Biasanya, “organisasi ini menuntut kadar komitmen yang minimal, sebuah janji
dukungan secara umum tanpa kewajiban khusus, sebuah periode indoktrinasi yang
singkat, atau bahkan tidak sama sekali.” Sebuah organisasi inklusif “biasanya
menuntut hanya sedikit waktu dari anggotanya di dalam organisasi, mereka bisa
juga menjadi anggota organisasi dan kelompok lain tanpa mereka sadari; perilaku
anggotanya tidak terlalu dipengaruhi oleh tujuan-tujuan, keputusan-keputusan
dan siasat-siasat organisasi (Zald dan Ash, 1987: 125-26).
Organisasi-organisasi
eksklusif biasanya hanya beranggotakan individu-individu yang satu-pikiran dan
mengatur tingkah-laku para aktivisnya dengan membatasi ikatan-ikatan eksternal
mereka serta menuntut ketundukan pada sebuah model perilaku yang sangat ketat.

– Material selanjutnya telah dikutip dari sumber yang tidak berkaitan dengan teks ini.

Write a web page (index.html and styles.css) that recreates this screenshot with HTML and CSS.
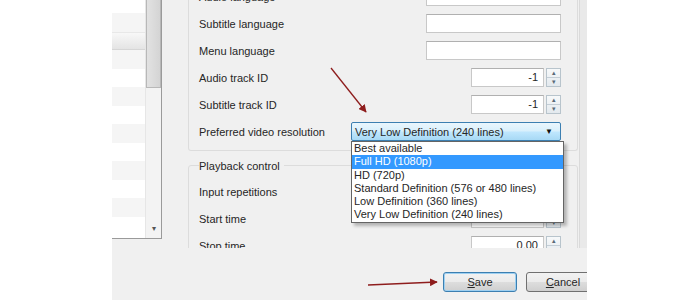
FILE: index.html
```html
<!DOCTYPE html>
<html lang="en">
<head>
  <meta charset="UTF-8" />
  <title>Preferences - Input / Codecs</title>
  <link rel="stylesheet" href="styles.css">
</head>
<body>

<div class="dialog">
  <div class="main">
    <div class="sidebar">
      <div class="cat-list">
        <div class="cat"></div>
        <div class="cat alt"></div>
        <div class="cat selected"></div>
        <div class="cat alt"></div>
        <div class="cat"></div>
        <div class="cat alt"></div>
        <div class="cat"></div>
        <div class="cat alt"></div>
        <div class="cat"></div>
        <div class="cat alt"></div>
        <div class="cat"></div>
        <div class="cat alt"></div>
        <div class="cat"></div>
      </div>
      <div class="scrollbar">
        <div class="thumb"></div>
        <div class="track"></div>
        <div class="down">&#9662;</div>
      </div>
    </div>

    <div class="settings">
      <div class="scroll-body">
        <div class="group">
          <div class="row">
            <span>Audio language</span>
            <input class="text" type="text">
          </div>
          <div class="row">
            <span>Subtitle language</span>
            <input class="text" type="text">
          </div>
          <div class="row">
            <span>Menu language</span>
            <input class="text" type="text">
          </div>
          <div class="row">
            <span>Audio track ID</span>
            <div class="spin"><span class="value">-1</span><span class="arrows"><i>&#9652;</i><i>&#9662;</i></span></div>
          </div>
          <div class="row">
            <span>Subtitle track ID</span>
            <div class="spin"><span class="value">-1</span><span class="arrows"><i>&#9652;</i><i>&#9662;</i></span></div>
          </div>
          <div class="row">
            <span>Preferred video resolution</span>
            <div class="combo">
              <span>Very Low Definition (240 lines)</span>
              <span class="caret">&#9660;</span>
              <ul class="popup">
                <li>Best available</li>
                <li class="current">Full HD (1080p)</li>
                <li>HD (720p)</li>
                <li>Standard Definition (576 or 480 lines)</li>
                <li>Low Definition (360 lines)</li>
                <li>Very Low Definition (240 lines)</li>
              </ul>
            </div>
          </div>
        </div>

        <div class="group titled">
          <div class="group-title">Playback control</div>
          <div class="row">
            <span>Input repetitions</span>
            <div class="spin"><span class="value">0</span><span class="arrows"><i>&#9652;</i><i>&#9662;</i></span></div>
          </div>
          <div class="row">
            <span>Start time</span>
            <div class="spin"><span class="value">0.00</span><span class="arrows"><i>&#9652;</i><i>&#9662;</i></span></div>
          </div>
          <div class="row">
            <span>Stop time</span>
            <div class="spin"><span class="value">0.00</span><span class="arrows"><i>&#9652;</i><i>&#9662;</i></span></div>
          </div>
        </div>
      </div>
      <div class="side-strip"></div>
    </div>
  </div>

  <div class="buttons">
    <button class="btn default"><u>S</u>ave</button>
    <button class="btn"><u>C</u>ancel</button>
  </div>
</div>

<!-- annotation arrows drawn over the screenshot -->
<svg class="notes" width="700" height="300" viewBox="0 0 700 300">
  <defs>
    <marker id="head" viewBox="0 0 10 10" refX="9" refY="5" markerWidth="6" markerHeight="6" orient="auto">
      <path d="M0,0 L10,5 L0,10 z" fill="#8e1d1d"/>
    </marker>
  </defs>
  <line x1="331" y1="68" x2="366" y2="112" stroke="#8e1d1d" stroke-width="1.3" marker-end="url(#head)"/>
  <line x1="368" y1="285" x2="437" y2="282" stroke="#8e1d1d" stroke-width="1.3" marker-end="url(#head)"/>
</svg>

</body>
</html>
```

FILE: styles.css
```css
body {
  margin: 0;
  width: 700px;
  height: 300px;
  overflow: hidden;
  background: #fff;
  font-family: 'Liberation Sans', Arial, sans-serif;
  font-size: 11px;
  color: #262626;
  position: relative;
}
.dialog {
  margin-left: 112px;
  width: 475px;
  height: 300px;
  background: #f0f0f0;
  display: flex;
  flex-direction: column;
  overflow: hidden;
}
.main {
  height: 248px;
  display: flex;
  overflow: hidden;
}

/* category list on the left */
.sidebar {
  width: 49px;
  height: 238px;
  display: flex;
  background: #fff;
  border-right: 1px solid #9a9a9a;
  border-bottom: 1px solid #9a9a9a;
  flex-shrink: 0;
}
.cat-list {
  flex: 1;
  margin-top: -5.5px;
  overflow: hidden;
}
.cat {
  height: 18.5px;
}
.cat.alt {
  background: #f5f5f5;
}
.cat.selected {
  background: linear-gradient(#f8f8f8, #e4e4e4);
  border-top: 1px solid #e8e8e8;
  border-bottom: 1px solid #d6d6d6;
  box-sizing: border-box;
}
.scrollbar {
  width: 15px;
  display: flex;
  flex-direction: column;
  background: #f3f3f3;
  border-left: 1px solid #e6e6e6;
}
.thumb {
  height: 88px;
  background: linear-gradient(90deg, #e2e2e2, #d4d4d4);
  border: 1px solid #b8b8b8;
  border-top: none;
  box-sizing: border-box;
}
.track {
  flex: 1;
}
.down {
  height: 16px;
  text-align: center;
  font-size: 8px;
  color: #555;
  line-height: 14px;
}

/* settings panel */
.settings {
  flex: 1;
  display: flex;
  overflow: hidden;
  padding-left: 26px;
}
.scroll-body {
  flex: 1;
  margin-top: -17px;
}
.side-strip {
  width: 7px;
  margin-left: 1px;
  background: #e9e9e9;
  border-left: 1px solid #dadada;
}
.group {
  border: 1px solid #dcdcdc;
  border-top: none;
  border-radius: 0 0 3px 3px;
  padding: 0 16px 5px 10px;
}
.group.titled {
  border-top: 1px solid #dcdcdc;
  border-radius: 3px;
  margin-top: 14px;
  padding-top: 0;
}
.group-title {
  width: fit-content;
  height: 14px;
  margin: -7px 0 5px;
  line-height: 14px;
  background: #f0f0f0;
  padding-right: 4px;
}
.row {
  height: 27px;
  display: flex;
  align-items: center;
  justify-content: space-between;
}
.text {
  width: 135px;
  height: 19px;
  box-sizing: border-box;
  border: 1px solid #c8c8c8;
  border-top-color: #b0b0b0;
  background: #fff;
  margin: 0;
}
.spin {
  width: 90px;
  height: 19px;
  display: flex;
  gap: 2px;
}
.spin .value {
  flex: 1;
  border: 1px solid #c8c8c8;
  border-top-color: #b0b0b0;
  background: #fff;
  text-align: right;
  padding-right: 5px;
  line-height: 17px;
}
.spin .arrows {
  width: 15px;
  display: flex;
  flex-direction: column;
  border: 1px solid #b8c4cc;
  background: linear-gradient(#f7f9fa, #e3e9ee);
  box-sizing: border-box;
}
.spin .arrows i {
  flex: 1;
  font-style: normal;
  font-size: 7px;
  line-height: 8px;
  text-align: center;
  color: #5a6a78;
}
.spin .arrows i + i {
  border-top: 1px solid #c4ced6;
}

/* combo box with open popup */
.combo {
  position: relative;
  width: 210px;
  height: 19px;
  box-sizing: border-box;
  border: 1px solid #3c7fb1;
  border-radius: 2px;
  background: linear-gradient(#eaf6fd 0%, #d9f0fc 45%, #bee6fd 55%, #a7d9f5 100%);
  display: flex;
  align-items: center;
  justify-content: space-between;
  padding: 0 7px 0 3px;
}
.combo .caret {
  font-size: 8px;
  color: #111;
}
.popup {
  position: absolute;
  left: -1px;
  top: 18px;
  width: 211px;
  margin: 0;
  padding: 0;
  list-style: none;
  background: #fff;
  border: 1px solid #646464;
  box-shadow: 3px 3px 3px rgba(0, 0, 0, 0.25);
  z-index: 2;
}
.popup li {
  height: 13.3px;
  line-height: 13px;
  padding-left: 2px;
}
.popup li.current {
  background: #3399ff;
  color: #fff;
}

/* bottom buttons */
.buttons {
  flex: 1;
  display: flex;
  gap: 9px;
  padding: 24px 0 0 331px;
}
.btn {
  width: 74px;
  height: 20px;
  flex-shrink: 0;
  font-family: 'Liberation Sans', Arial, sans-serif;
  font-size: 11px;
  color: #262626;
  border: 1px solid #707070;
  border-radius: 3px;
  background: linear-gradient(#f2f2f2 0%, #ebebeb 48%, #dddddd 52%, #cfcfcf 100%);
  padding: 0;
}
.btn.default {
  border-color: #3c7fb1;
  box-shadow: inset 0 0 0 1px #9ed0f1;
}
.notes {
  position: absolute;
  left: 0;
  top: 0;
  pointer-events: none;
}
```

Semua ini bertujuan untuk membangun komitmen para aktivis dan kesatupaduan
kelompok. Dengan membatasi ruang gerak interaksi para aktivis, biasanya dengan
aksi “pemutusan jembatan” (Gerlach dan Hine, 1970), kelompok tersebut berhasil
dalam menetralisasi pengaruh-pengaruh buruk yang dapat secara perlahan membujuk
para aktivis untuk membelot. Wasmund (1986: 214), ketika menjelaskan terorisme Jerman Barat,
berpendapat bahwa dalam kelompok-kelompok rahasia, ketergantungan total para militan pada kelompoknya, tekanan untuk
menyesuaikan diri, dan pembagian tugas dan pekerjaan dalam tubuh organisasi, berakibat pada hilangnya kebutuhan, hasrat,
kepentingan dan identitas pribadi anggotanya. Dalam kondisi seperti ini, setiap aktivis mulai mengidentifikasi
kepentingan dan kebutuhan pribadinya dengan kepentingan dan kebutuhan kelompok. Pola seperti ini dapat pula dilihat
dalam kasus gerakan sayap kiri di Italia (Moss, 1997) dan Shining Path di Peru (McClintock, 1998).
Dalam kedua kasus ini,
sejumlah peraturan tentang tingkah laku telah memunculkan apa yang oleh Della
Porta (1995a: 12) disebut dengan istilah “spiral pengucilan-diri” (spirals
of encapsulation), di mana hubungan para aktivis dengan dunia luar
sepenuhnya terputus seiring dengan semakin matangnya ikatan di dalam kelompok.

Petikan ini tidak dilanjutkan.